When wealth disputes make headlines, the story is often framed as family conflict. But the real issue is rarely the conflict itself, it’s the lack of structure. The recent estate proceedings of the late David Majanja, alongside high-profile disputes such as the protracted litigation over Jomo Kenyatta’s estate, remind us of a sobering truth: even substantial wealth can be vulnerable when governance is unclear.
Each time such cases surface, families ask the same question: is drafting a will enough? For decades, estate planning in Kenya has largely meant one thing, writing a will. But a will was never designed to preserve wealth; it was designed to distribute it. And in today’s economic environment, distribution without structure is often insufficient.
The Law of Succession serves an essential purpose. It governs how assets are transmitted upon death, validates testamentary wishes, and provides a court-supervised process through probate.
But it operates at a single point in time. Once assets are transferred, the law steps back. Beneficiaries assume full control regardless of financial maturity, business exposure, creditor risk, marital dynamics, or extended family obligations.
Probate itself can also be time-consuming. In the latest Judiciary Annual Report, nearly 2,900 estates were administered while over 260 inheritance disputes were resolved in a single year, underscoring the frequency with which succession matters reach formal resolution.
Even where a will exist, ambiguity or dissatisfaction can trigger litigation, delay asset transfer and expose private affairs to public scrutiny.
Trusts work differently. If succession answers the question, “Who receives the assets?”, a trust answers a more practical question: “How will those assets be managed over time?” With a will, beneficiaries receive assets outright; they can sell, spend, or restructure as they wish.
A trust, by contrast, allows you to set rules in advance, remain functional while alive, and continue to operate in the event of your departure.
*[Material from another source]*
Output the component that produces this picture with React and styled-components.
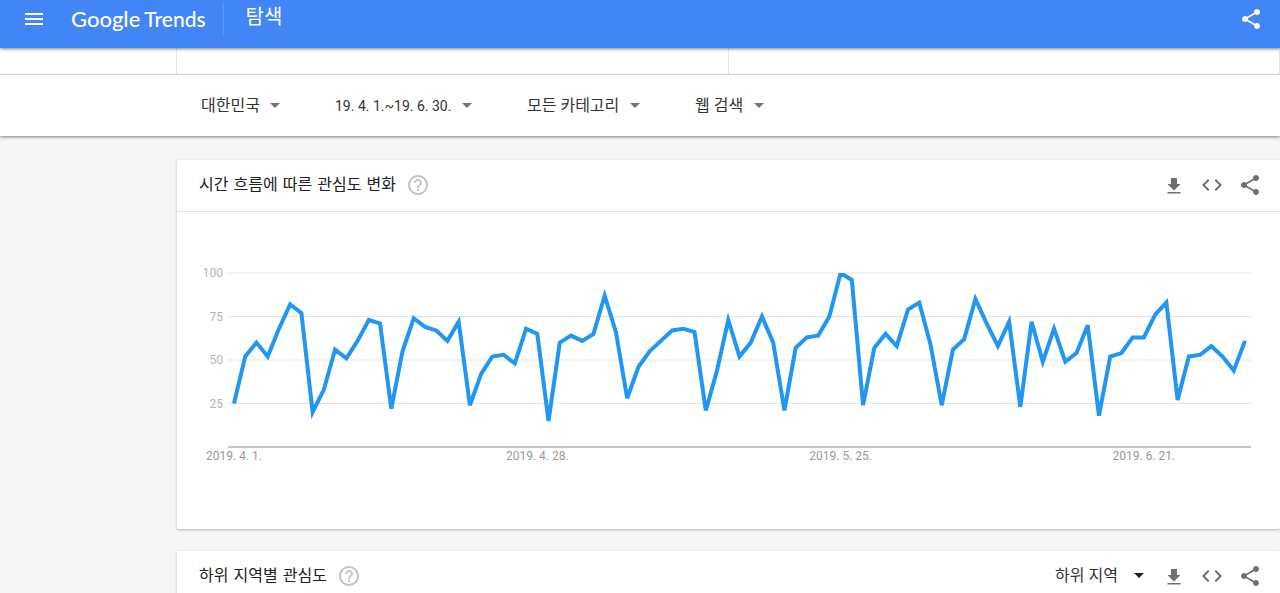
import React from "react";
import styled, { createGlobalStyle } from "styled-components";

const GlobalStyle = createGlobalStyle`
  *, *::before, *::after { box-sizing: border-box; }
  body {
    margin: 0;
    background: #f6f6f6;
    color: #212121;
    font-family: Roboto, "Noto Sans CJK KR", sans-serif;
    font-size: 16px;
    line-height: 24px;
  }
`;

const Page = styled.div`
  display: flex;
  flex-direction: column;
  height: 100vh;
  overflow: hidden;
`;

const TopBar = styled.header`
  position: relative;
  z-index: 2;
  flex: none;
  display: flex;
  align-items: center;
  height: 48px;
  padding: 0 17px 10px 22px;
  background: #4285f4;
  color: #fff;
  box-shadow: 0 1px 3px rgba(0, 0, 0, 0.5);
`;

const IconButton = styled.button`
  display: flex;
  padding: 0;
  border: 0;
  background: none;
  color: inherit;
  cursor: pointer;
`;

const Logo = styled.a`
  display: flex;
  align-items: baseline;
  gap: 4px;
  margin-left: 25px;
  color: #fff;
  font-family: Lato, sans-serif;
  font-size: 22px;
  font-weight: 500;
  text-decoration: none;
`;

const LogoProduct = styled.span`
  font-size: 21px;
`;

const PageTitle = styled.h1`
  flex: 1;
  margin: 0 0 0 17px;
  padding: 0 0 4px 22px;
  border-left: 1px solid #5c96f6;
  font-size: 20px;
  font-weight: 400;
  line-height: 28px;
`;

const TermRow = styled.div`
  flex: none;
  display: flex;
  height: 27px;
  padding-left: 176px;
  background: #fff;
  border-bottom: 1px solid #e6e6e6;
`;

const TermCell = styled.div`
  flex: 1;
  border-left: 1px solid #e6e6e6;

  &:last-child {
    border-right: 1px solid #e6e6e6;
  }
`;

const FilterBar = styled.form`
  position: relative;
  z-index: 1;
  flex: none;
  display: flex;
  align-items: center;
  gap: 55px;
  height: 61px;
  padding-left: 201px;
  background: #fff;
  box-shadow: 0 1px 3px rgba(0, 0, 0, 0.5);
`;

const Picker = styled.label`
  display: flex;
  align-items: center;
  gap: ${(p) => (p.$wide ? 16 : 10)}px;
  margin-right: ${(p) => (p.$wide ? 4 : 0)}px;
  color: ${(p) => (p.$wide ? "#212121" : "#757575")};
`;

const Select = styled.select`
  appearance: none;
  padding: 0;
  border: 0;
  background: none;
  color: #333;
  font: inherit;
  font-size: ${(p) => (p.$numeric ? 14 : 16)}px;
  cursor: pointer;
`;

const Main = styled.main`
  display: flex;
  flex-direction: column;
  gap: 22px;
  padding: 24px 0 22px 177px;
`;

const Card = styled.section`
  flex: none;
  background: #fff;
  border-radius: 2px;
  box-shadow: 0 1px 3px rgba(0, 0, 0, 0.25);
`;

const CardHeader = styled.header`
  display: flex;
  align-items: center;
  height: 52px;
  padding: 0 18px 2px 22px;
  border-bottom: 1px solid #e6e6e6;
`;

const CardTitle = styled.h2`
  margin: 0;
  font-family: "DejaVu Sans", "Noto Sans CJK KR", sans-serif;
  font-size: 16px;
  font-weight: 400;
`;

const HelpButton = styled(IconButton)`
  margin-left: 10px;
  color: #c4c4c4;
`;

const Actions = styled.div`
  display: flex;
  align-items: center;
  gap: 14px;
  margin-left: auto;
  color: #6f6f6f;
`;

const ChartArea = styled.div`
  padding: 61px 29px 82px 51px;
`;

const Chart = styled.svg`
  display: block;
  width: 100%;
  height: 174px;
  overflow: visible;

  text {
    font-size: 12px;
  }
`;

const ICONS = {
  menu: "M3 18h18v-2H3v2zm0-5h18v-2H3v2zm0-7v2h18V6H3z",
  share:
    "M18 16.08c-.76 0-1.44.3-1.96.77L8.91 12.7c.05-.23.09-.46.09-.7s-.04-.47-.09-.7l7.05-4.11c.54.5 1.25.81 2.04.81 1.66 0 3-1.34 3-3s-1.34-3-3-3-3 1.34-3 3c0 .24.04.47.09.7L8.04 9.81C7.5 9.31 6.79 9 6 9c-1.66 0-3 1.34-3 3s1.34 3 3 3c.79 0 1.5-.31 2.04-.81l7.12 4.16c-.05.21-.08.43-.08.65 0 1.61 1.31 2.92 2.92 2.92s2.92-1.31 2.92-2.92-1.31-2.92-2.92-2.92z",
  download: "M18.5 11H15V5H9v6H5.500l6.500 6.500 6.500-6.500zM5.500 19v1.500h13V19h-13z",
  code: "M9.400 16.600L4.800 12l4.600-4.600L8 6l-6 6 6 6 1.400-1.400zm5.200 0l4.600-4.600-4.600-4.600L16 6l6 6-6 6-1.400-1.400z",
  help: "M11 18h2v-2h-2v2zm1-16C6.480 2 2 6.480 2 12s4.480 10 10 10 10-4.480 10-10S17.520 2 12 2zm0 18c-4.410 0-8-3.590-8-8s3.590-8 8-8 8 3.590 8 8-3.590 8-8 8zm0-14c-2.210 0-4 1.790-4 4h2c0-1.100.9-2 2-2s2 .9 2 2c0 2-3 1.750-3 5h2c0-2.250 3-2.500 3-5 0-2.210-1.790-4-4-4z",
};

function Icon({ name }) {
  return (
    <svg width="24" height="24" viewBox="0 0 24 24" fill="currentColor" aria-hidden="true">
      <path d={ICONS[name]} />
    </svg>
  );
}

function Arrow() {
  return (
    <svg width="10" height="5" viewBox="0 0 10 5" fill="currentColor" aria-hidden="true">
      <path d="M0 0h10L5 5z" />
    </svg>
  );
}

function Dropdown({ label, value, wide, numeric }) {
  return (
    <Picker $wide={wide}>
      <Select aria-label={label} defaultValue={value} $numeric={numeric}>
        <option>{value}</option>
      </Select>
      <Arrow />
    </Picker>
  );
}

function CardActions({ children }) {
  return (
    <Actions>
      {children}
      <IconButton aria-label="CSV"><Icon name="download" /></IconButton>
      <IconButton aria-label="삽입"><Icon name="code" /></IconButton>
      <IconButton aria-label="공유"><Icon name="share" /></IconButton>
    </Actions>
  );
}

const INTEREST = [
  25, 52, 60, 52, 68, 82, 77, 20, 33, 56, 51, 61, 73, 71, 22, 55, 74, 69, 67,
  61, 72, 24, 42, 52, 53, 48, 68, 65, 15, 60, 64, 61, 65, 87, 66, 28, 46, 55,
  61, 67, 68, 66, 21, 44, 73, 52, 60, 75, 60, 21, 57, 63, 64, 75, 100, 96, 24,
  57, 65, 58, 79, 83, 59, 24, 56, 62, 85, 71, 58, 72, 23, 72, 49, 68, 49, 54,
  70, 18, 52, 54, 63, 63, 76, 83, 27, 52, 53, 58, 52, 44, 61,
];
const DATES = [
  [0, "2019. 4. 1."],
  [27, "2019. 4. 28."],
  [54, "2019. 5. 25."],
  [81, "2019. 6. 21."],
];
const PLOT_WIDTH = 1023;
const PLOT_HEIGHT = 174;
const INSET = 6;
const xOf = (day) => INSET + (day * (PLOT_WIDTH - 2 * INSET)) / (INTEREST.length - 1);
const yOf = (value) => PLOT_HEIGHT * (1 - value / 100);

function InterestChart() {
  const points = INTEREST.map((v, i) => `${xOf(i)},${yOf(v)}`).join(" ");
  return (
    <Chart role="img" aria-label="시간 흐름에 따른 관심도 변화">
      {[100, 75, 50, 25].map((v) => (
        <g key={v}>
          <line x1="0" x2="100%" y1={yOf(v)} y2={yOf(v)} stroke="#e4e4e4" />
          <text x="-5" y={yOf(v) + 4} textAnchor="end" fill="#b5b5b5">{v}</text>
        </g>
      ))}
      <line x1="0" x2="100%" y1={PLOT_HEIGHT} y2={PLOT_HEIGHT} stroke="#c4c4c4" strokeWidth="2" />
      <svg
        width="100%"
        height={PLOT_HEIGHT}
        viewBox={`0 0 ${PLOT_WIDTH} ${PLOT_HEIGHT}`}
        preserveAspectRatio="none"
        overflow="hidden"
      >
        <polyline
          points={points}
          fill="none"
          stroke="#2196f3"
          strokeWidth="4"
          strokeMiterlimit="3.94"
          vectorEffect="non-scaling-stroke"
        />
      </svg>
      {DATES.map(([day, text]) => (
        <text
          key={day}
          x={`${(xOf(day) / PLOT_WIDTH) * 100}%`}
          y={PLOT_HEIGHT + 13}
          textAnchor="middle"
          fill="#999"
        >
          {text}
        </text>
      ))}
    </Chart>
  );
}

export default function App() {
  return (
    <Page>
      <GlobalStyle />
      <TopBar>
        <IconButton aria-label="메뉴"><Icon name="menu" /></IconButton>
        <Logo href="#">
          <span>Google</span>
          <LogoProduct>Trends</LogoProduct>
        </Logo>
        <PageTitle>탐색</PageTitle>
        <IconButton aria-label="공유"><Icon name="share" /></IconButton>
      </TopBar>
      <TermRow>
        <TermCell />
        <TermCell />
      </TermRow>
      <FilterBar>
        <Dropdown label="국가" value="대한민국" />
        <Dropdown label="기간" value="19. 4. 1.~19. 6. 30." numeric />
        <Dropdown label="카테고리" value="모든 카테고리" />
        <Dropdown label="검색 유형" value="웹 검색" />
      </FilterBar>
      <Main>
        <Card>
          <CardHeader>
            <CardTitle>시간 흐름에 따른 관심도 변화</CardTitle>
            <HelpButton aria-label="도움말"><Icon name="help" /></HelpButton>
            <CardActions />
          </CardHeader>
          <ChartArea>
            <InterestChart />
          </ChartArea>
        </Card>
        <Card>
          <CardHeader>
            <CardTitle>하위 지역별 관심도</CardTitle>
            <HelpButton aria-label="도움말"><Icon name="help" /></HelpButton>
            <CardActions>
              <Dropdown label="지역 단위" value="하위 지역" wide />
            </CardActions>
          </CardHeader>
        </Card>
      </Main>
    </Page>
  );
}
Trustees manage the assets on behalf of beneficiaries according to your instructions.
Kenya’s demographic and economic realities further strain family wealth.
According to World Bank data, Kenya’s age dependency ratio, the number of dependents per 100 working-age adults was over 66 percent in 2024, meaning every 100 earners support roughly 66 dependents.
Pension participation remains limited, with just 26 percent of the workforce covered, while insurance penetration total premiums as a share of GDP hovers around 2.3 percent, below the global average.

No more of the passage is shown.